# START OF SUPPLIED DATA
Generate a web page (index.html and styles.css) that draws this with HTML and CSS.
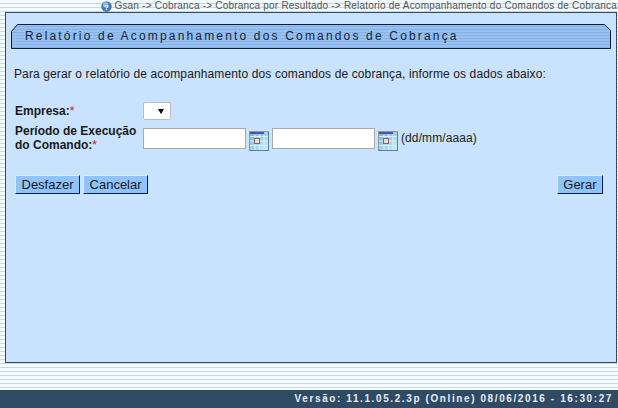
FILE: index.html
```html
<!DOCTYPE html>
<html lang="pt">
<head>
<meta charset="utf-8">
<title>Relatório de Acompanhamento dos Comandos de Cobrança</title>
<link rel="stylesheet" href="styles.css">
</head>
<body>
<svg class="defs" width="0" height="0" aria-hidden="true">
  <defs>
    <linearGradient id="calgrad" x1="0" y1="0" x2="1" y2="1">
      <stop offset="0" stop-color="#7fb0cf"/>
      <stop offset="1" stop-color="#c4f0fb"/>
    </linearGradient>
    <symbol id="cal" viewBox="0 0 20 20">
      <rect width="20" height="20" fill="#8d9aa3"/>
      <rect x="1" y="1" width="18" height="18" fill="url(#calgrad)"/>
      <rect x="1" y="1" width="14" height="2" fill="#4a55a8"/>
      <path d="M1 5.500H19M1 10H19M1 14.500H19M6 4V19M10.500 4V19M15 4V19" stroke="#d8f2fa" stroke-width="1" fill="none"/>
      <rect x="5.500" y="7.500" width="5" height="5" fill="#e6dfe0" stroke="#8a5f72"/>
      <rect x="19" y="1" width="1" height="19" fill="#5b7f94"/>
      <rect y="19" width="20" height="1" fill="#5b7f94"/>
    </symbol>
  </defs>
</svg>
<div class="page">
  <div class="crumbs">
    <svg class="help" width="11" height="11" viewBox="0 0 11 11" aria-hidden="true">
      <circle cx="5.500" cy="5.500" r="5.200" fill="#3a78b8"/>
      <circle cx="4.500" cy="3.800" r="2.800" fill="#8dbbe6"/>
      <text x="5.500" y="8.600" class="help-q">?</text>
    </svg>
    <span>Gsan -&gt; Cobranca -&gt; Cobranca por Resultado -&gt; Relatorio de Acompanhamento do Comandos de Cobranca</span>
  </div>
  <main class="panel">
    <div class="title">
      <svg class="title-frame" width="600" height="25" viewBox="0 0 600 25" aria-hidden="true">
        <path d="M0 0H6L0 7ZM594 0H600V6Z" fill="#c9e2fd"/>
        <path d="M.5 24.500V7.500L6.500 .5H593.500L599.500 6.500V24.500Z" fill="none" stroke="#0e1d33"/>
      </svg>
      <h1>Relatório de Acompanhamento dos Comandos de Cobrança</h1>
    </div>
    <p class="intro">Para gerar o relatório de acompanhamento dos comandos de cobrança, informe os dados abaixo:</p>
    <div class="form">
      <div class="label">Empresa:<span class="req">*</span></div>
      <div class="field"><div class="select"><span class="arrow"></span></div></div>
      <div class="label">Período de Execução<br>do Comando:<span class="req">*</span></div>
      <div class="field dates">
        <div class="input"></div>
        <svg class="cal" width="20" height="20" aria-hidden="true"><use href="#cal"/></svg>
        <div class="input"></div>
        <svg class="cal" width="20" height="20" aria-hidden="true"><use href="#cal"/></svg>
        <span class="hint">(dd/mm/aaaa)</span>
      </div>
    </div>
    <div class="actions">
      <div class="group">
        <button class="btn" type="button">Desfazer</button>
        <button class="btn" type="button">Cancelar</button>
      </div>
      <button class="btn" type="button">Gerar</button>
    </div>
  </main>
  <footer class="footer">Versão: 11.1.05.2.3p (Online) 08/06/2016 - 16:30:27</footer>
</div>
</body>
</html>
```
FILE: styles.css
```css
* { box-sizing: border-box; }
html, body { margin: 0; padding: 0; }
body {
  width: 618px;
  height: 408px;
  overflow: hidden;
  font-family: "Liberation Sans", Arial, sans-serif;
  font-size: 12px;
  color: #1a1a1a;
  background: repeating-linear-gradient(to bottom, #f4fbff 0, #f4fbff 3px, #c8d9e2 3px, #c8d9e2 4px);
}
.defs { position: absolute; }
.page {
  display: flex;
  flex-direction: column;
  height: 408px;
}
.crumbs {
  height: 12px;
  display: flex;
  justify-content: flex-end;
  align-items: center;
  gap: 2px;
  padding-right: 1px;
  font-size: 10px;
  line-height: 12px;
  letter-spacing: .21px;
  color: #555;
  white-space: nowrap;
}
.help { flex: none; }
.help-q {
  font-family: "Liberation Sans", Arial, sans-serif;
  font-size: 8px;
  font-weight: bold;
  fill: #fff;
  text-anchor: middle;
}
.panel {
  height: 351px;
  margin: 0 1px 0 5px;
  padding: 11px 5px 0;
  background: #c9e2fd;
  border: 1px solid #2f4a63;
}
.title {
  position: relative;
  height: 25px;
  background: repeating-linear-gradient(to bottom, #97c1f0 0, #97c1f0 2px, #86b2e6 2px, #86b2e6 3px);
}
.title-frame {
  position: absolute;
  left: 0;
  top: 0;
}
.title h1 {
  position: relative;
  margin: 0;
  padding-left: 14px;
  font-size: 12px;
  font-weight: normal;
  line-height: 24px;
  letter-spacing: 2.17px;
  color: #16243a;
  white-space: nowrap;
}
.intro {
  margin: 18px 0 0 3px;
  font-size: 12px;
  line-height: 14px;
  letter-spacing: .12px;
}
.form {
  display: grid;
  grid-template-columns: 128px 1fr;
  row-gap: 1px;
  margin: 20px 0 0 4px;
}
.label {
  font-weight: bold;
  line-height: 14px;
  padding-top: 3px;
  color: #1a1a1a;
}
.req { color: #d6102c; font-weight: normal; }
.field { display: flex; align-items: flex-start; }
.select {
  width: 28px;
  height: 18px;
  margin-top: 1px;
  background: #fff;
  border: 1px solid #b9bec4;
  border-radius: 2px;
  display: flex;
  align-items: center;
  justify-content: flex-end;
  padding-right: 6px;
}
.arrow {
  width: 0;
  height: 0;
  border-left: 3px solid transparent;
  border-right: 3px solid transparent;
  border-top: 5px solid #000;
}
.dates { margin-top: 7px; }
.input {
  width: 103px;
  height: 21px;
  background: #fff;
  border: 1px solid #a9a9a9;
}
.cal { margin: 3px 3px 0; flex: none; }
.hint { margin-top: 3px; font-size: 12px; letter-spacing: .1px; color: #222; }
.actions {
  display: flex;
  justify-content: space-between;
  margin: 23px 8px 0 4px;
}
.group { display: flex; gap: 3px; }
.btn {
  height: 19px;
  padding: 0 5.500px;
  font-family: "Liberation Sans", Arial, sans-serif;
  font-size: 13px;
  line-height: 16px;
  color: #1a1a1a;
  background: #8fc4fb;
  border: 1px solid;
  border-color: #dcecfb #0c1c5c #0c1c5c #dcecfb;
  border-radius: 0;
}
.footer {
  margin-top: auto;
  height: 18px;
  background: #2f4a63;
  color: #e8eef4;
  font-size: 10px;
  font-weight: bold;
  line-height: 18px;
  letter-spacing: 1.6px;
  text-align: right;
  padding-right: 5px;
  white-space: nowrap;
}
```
# END OF SUPPLIED DATA
# START OF SUPPLIED DATA
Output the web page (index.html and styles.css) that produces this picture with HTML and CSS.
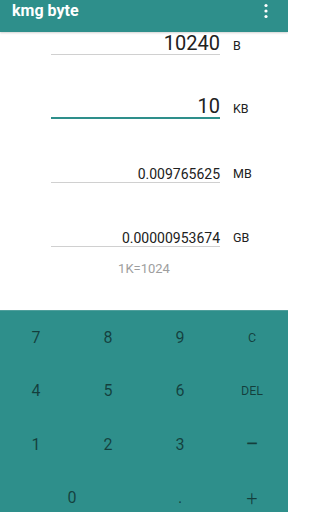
# END OF SUPPLIED DATA
# START OF SUPPLIED DATA
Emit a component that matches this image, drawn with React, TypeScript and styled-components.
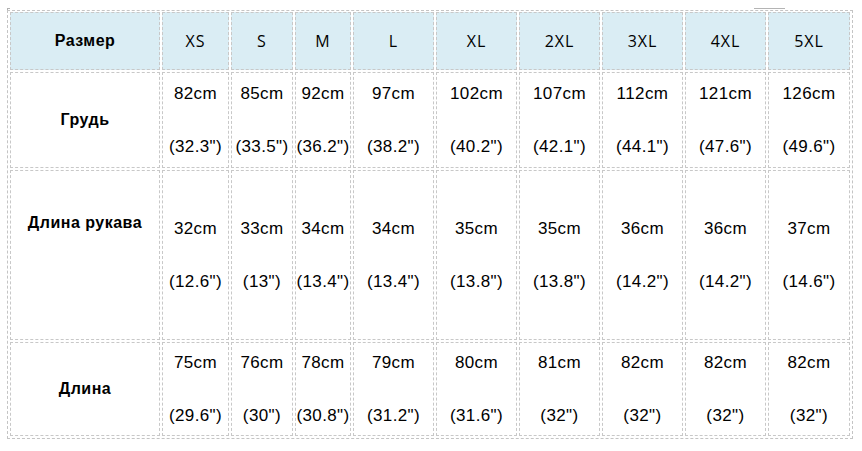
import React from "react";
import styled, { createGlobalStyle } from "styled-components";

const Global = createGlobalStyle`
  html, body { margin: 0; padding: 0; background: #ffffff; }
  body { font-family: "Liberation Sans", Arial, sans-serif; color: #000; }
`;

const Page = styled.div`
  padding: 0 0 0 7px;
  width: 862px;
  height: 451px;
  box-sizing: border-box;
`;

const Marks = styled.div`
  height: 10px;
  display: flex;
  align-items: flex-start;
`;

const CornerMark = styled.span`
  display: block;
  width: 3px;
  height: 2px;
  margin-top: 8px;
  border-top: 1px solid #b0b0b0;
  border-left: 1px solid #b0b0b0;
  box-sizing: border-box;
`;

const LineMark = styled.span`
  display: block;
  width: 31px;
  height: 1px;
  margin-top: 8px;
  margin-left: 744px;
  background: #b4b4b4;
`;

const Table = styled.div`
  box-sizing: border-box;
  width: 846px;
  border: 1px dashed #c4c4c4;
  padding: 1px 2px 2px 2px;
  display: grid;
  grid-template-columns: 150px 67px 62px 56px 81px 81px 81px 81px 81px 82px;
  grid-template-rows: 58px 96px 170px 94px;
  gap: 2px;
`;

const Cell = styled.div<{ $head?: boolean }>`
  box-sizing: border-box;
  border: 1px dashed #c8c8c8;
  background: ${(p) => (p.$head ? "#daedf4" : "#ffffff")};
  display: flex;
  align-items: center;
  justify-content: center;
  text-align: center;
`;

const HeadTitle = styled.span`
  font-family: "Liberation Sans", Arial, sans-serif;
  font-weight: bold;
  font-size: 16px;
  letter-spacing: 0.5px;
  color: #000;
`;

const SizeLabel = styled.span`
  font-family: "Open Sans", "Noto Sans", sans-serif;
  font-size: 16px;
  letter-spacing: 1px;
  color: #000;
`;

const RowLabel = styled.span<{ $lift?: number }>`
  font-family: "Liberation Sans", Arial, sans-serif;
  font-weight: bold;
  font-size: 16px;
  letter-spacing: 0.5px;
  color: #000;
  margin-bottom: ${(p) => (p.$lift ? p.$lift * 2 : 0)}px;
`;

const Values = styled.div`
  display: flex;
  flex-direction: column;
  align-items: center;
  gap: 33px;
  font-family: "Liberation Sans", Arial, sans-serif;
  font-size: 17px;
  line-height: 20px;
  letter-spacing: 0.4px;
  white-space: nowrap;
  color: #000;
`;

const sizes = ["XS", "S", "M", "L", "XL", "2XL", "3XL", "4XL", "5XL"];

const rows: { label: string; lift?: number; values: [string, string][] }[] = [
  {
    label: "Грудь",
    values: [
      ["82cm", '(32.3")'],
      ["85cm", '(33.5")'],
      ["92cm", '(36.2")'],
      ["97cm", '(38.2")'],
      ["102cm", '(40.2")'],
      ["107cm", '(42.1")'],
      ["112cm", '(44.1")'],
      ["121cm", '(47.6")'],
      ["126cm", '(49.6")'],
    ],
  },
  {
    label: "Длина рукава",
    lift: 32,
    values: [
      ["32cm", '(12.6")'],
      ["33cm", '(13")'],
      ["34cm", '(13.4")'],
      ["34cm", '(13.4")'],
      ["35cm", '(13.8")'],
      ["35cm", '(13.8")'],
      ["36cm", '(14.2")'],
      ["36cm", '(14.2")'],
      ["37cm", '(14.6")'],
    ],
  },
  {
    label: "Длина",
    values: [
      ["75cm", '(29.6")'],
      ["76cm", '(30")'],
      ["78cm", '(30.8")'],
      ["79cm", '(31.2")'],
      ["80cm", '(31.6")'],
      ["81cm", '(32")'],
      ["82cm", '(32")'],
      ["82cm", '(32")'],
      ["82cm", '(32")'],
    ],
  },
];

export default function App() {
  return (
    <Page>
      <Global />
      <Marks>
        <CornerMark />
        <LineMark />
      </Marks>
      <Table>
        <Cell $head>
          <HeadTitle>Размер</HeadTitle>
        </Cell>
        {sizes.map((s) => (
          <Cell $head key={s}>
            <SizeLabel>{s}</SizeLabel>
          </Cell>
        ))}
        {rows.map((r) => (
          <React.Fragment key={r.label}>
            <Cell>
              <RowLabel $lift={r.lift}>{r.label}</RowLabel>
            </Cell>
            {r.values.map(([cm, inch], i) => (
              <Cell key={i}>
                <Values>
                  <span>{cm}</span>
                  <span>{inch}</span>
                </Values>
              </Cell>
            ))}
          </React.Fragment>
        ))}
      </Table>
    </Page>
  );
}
# END OF SUPPLIED DATA
*GOAL:*
Return each line that includes "components".

*THE OUTPUT:*
Emit a component that matches this image, drawn with React, TypeScript and styled-components.
import styled, { createGlobalStyle } from "styled-components";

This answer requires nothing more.